Walton advanced water treatment plant – processes
| Plant | Material addition | Residence time (minutes) |
|---|---|---|
| Pre-ozone contactor | Ozone | 30–60 |
| Static flocculation | Coagulants | 5 |
| CoCoDAFF | Air | 30 |
| Main ozone contactors | Ozone | 15–20 |
| Granular Activated Carbon | – | 20 |
| Screens | – | – |
| Disinfectant contact tank | Sodium hypochlorite | 30 |

When the feed water quality is good the flocculators are bypassed and the CoCoDAFF units are operated in contact filtration mode.

After the disinfectant contact tank water is then pumped to the distribution system. Walton it is one of five water treatment works that supply the Thames Water Ring Main.

== Other developments ==
The reservoirs to the east of the works were abandoned and used for gravel extractions. They are now the Molesey Reservoirs Nature Reserve.
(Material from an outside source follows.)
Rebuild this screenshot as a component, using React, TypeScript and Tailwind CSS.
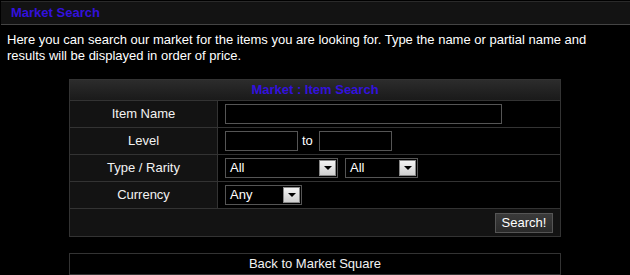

The Eels (England and Wales) Regulations 2009 (SI 2009/3344) aims to protect and conserve the population of eels in the rivers of England and Wales. The abstraction point for Walton Advanced Water Treatment Works removed a maximum of 900 Ml/d of water from the Thames. Thames Water was required to undertake the Walton Eel Screens Project to prevent eels and elvers being drawn into the abstraction works. The screens were installed in 2016–17.

The former filter beds were decommissioned. The site currently has an array of solar panels.